The following function calls your implementations of astar_tree_search and astar_graph_search:

In [80]:
def astar(environment, search_type):
    """
    A* search
    
    Args:
        environment: OpenAI Gym environment
        search_type: type of search - astar_tree_search or astar_graph_search (function pointer)
        
    Returns:
        (path, time_cost, space_cost): solution as a path and stats.
    """
    
    path, time_cost, space_cost = search_type(environment)
    return path, time_cost, space_cost

The following code calls your tree search and graph search version of A* search and prints the results:

In [81]:
envname = "SmallMaze-v0"
environment = gym.make(envname)

solution_ts, time_ts, memory_ts = astar(environment, astar_tree_search)
solution_gs, time_gs, memory_gs = astar(environment, astar_graph_search)

print("\n----------------------------------------------------------------")
print("\tA* TREE SEARCH PROBLEM: ")
print("----------------------------------------------------------------")
print("Solution: {}".format(solution_2_string(solution_ts, environment)))
print("N° of nodes explored: {}".format(time_ts))
print("Max n° of nodes in memory: {}".format(memory_ts))

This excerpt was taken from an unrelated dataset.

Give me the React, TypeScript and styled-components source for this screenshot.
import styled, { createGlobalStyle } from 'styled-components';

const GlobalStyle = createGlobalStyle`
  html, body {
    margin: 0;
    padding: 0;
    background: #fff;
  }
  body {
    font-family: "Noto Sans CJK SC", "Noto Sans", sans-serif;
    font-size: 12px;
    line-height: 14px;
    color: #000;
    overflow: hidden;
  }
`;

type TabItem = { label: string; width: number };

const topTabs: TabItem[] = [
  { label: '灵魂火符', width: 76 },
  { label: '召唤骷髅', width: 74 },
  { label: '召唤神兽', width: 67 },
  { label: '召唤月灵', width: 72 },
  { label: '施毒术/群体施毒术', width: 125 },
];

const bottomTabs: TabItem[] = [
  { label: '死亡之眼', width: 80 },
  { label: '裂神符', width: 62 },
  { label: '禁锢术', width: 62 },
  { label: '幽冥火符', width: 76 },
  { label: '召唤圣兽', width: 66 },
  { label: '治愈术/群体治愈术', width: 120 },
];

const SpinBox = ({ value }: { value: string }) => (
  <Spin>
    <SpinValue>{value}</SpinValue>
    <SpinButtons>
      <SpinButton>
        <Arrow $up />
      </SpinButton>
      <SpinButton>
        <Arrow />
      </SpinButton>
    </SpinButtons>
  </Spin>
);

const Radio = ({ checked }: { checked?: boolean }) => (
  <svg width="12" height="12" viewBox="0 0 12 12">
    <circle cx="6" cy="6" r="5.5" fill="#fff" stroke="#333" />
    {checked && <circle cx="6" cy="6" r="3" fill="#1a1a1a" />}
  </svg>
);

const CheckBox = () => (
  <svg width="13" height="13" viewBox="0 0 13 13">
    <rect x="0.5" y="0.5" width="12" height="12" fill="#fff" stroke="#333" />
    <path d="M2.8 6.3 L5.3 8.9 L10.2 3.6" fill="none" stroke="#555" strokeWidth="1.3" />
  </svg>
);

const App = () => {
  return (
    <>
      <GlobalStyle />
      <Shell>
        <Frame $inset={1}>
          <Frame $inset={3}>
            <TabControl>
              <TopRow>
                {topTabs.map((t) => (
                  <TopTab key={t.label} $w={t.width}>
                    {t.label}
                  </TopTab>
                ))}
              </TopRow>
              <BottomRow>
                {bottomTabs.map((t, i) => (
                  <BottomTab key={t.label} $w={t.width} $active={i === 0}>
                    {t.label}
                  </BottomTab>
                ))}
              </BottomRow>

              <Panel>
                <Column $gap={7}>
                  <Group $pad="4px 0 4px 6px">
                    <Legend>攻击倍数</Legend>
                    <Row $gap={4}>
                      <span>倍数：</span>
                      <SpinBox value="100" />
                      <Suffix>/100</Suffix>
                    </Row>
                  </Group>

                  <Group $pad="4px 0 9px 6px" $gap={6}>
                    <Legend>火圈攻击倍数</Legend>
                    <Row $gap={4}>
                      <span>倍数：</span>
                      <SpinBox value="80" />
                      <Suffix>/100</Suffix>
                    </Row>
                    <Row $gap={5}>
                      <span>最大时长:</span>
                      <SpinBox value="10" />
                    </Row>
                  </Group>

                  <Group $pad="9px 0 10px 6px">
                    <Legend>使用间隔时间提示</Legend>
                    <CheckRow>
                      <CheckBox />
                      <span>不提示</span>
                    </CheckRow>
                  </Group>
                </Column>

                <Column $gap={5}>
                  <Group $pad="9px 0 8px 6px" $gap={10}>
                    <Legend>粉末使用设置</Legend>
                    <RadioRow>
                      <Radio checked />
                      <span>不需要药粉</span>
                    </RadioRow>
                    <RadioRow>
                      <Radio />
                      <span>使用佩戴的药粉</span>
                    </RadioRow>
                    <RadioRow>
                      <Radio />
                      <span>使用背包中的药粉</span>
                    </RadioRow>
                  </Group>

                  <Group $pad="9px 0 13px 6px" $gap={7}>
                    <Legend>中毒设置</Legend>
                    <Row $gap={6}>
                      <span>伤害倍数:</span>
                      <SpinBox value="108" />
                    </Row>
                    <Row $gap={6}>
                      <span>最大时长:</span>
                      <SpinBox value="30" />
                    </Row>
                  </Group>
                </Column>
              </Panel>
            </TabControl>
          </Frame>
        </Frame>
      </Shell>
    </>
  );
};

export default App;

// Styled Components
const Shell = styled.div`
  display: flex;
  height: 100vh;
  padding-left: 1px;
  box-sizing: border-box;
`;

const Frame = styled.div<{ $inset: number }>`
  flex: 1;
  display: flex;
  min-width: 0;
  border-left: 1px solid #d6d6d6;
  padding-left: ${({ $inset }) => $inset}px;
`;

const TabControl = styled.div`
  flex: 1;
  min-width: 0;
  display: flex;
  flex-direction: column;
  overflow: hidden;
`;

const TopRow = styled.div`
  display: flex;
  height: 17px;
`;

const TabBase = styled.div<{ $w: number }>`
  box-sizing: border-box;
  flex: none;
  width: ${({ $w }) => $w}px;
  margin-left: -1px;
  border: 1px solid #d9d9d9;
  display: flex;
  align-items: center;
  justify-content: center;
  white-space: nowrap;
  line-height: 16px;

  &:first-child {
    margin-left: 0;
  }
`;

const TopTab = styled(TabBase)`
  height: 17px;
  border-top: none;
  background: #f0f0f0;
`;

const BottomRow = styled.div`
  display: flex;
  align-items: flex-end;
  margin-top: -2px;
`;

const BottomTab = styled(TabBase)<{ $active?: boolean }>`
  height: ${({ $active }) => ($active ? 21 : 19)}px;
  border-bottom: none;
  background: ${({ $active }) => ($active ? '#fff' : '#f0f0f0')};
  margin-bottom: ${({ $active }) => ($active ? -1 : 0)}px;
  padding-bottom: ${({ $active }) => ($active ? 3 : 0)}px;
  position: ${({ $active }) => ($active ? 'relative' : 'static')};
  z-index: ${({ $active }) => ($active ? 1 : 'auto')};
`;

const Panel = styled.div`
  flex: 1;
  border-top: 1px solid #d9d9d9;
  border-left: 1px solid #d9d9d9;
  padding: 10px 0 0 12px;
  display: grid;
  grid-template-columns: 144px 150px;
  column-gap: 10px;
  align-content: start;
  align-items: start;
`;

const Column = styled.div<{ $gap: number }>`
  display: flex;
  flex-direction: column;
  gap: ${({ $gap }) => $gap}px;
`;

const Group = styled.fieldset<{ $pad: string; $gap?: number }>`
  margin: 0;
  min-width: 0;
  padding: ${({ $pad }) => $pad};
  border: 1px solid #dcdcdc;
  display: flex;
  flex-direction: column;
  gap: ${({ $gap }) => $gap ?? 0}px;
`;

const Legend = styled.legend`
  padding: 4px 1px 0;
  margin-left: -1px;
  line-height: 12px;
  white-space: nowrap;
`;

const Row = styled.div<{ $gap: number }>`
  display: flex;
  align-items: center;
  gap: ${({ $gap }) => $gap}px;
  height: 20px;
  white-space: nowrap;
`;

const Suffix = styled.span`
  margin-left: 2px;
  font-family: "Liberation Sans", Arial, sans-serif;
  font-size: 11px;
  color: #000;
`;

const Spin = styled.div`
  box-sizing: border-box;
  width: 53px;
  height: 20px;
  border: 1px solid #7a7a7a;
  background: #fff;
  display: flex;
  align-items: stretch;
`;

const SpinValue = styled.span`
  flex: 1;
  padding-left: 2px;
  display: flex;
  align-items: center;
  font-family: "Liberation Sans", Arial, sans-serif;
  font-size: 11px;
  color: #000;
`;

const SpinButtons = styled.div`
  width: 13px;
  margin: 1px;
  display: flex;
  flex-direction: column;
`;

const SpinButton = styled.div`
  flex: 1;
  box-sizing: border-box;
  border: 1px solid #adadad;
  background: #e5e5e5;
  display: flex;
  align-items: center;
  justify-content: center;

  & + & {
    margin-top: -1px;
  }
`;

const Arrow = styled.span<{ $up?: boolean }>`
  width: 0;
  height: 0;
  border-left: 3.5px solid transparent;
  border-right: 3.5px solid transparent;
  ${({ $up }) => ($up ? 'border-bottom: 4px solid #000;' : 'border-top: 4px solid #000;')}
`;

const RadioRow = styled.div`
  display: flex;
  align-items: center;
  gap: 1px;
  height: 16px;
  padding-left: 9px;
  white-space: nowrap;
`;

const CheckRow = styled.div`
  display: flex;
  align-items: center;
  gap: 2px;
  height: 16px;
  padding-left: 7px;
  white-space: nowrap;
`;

print("\n----------------------------------------------------------------")
print("\tA* GRAPH SEARCH PROBLEM: ")
print("----------------------------------------------------------------")
print("Solution: {}".format(solution_2_string(solution_gs, environment)))
print("N° of nodes explored: {}".format(time_gs))
print("Max n° of nodes in memory: {}".format(memory_gs))


----------------------------------------------------------------
	A* TREE SEARCH PROBLEM: 
----------------------------------------------------------------
Solution: time-out
N° of nodes explored: 1000000
Max n° of nodes in memory: 750001

----------------------------------------------------------------
	A* GRAPH SEARCH PROBLEM: 
----------------------------------------------------------------
Solution: [(0, 1), (1, 1), (2, 1), (2, 0), (3, 0), (4, 0), (4, 1), (4, 2), (4, 3)]
N° of nodes explored: 60
Max n° of nodes in memory: 16


Correct results can be found [here](lesson_2_results.txt).

### Discussion
Now that you have correctly implemented both Greedy-best-first and A* what can you say about the solutions they compute? Are there significant differences in the stats? Try to play with other heuristics as well and see if your results change.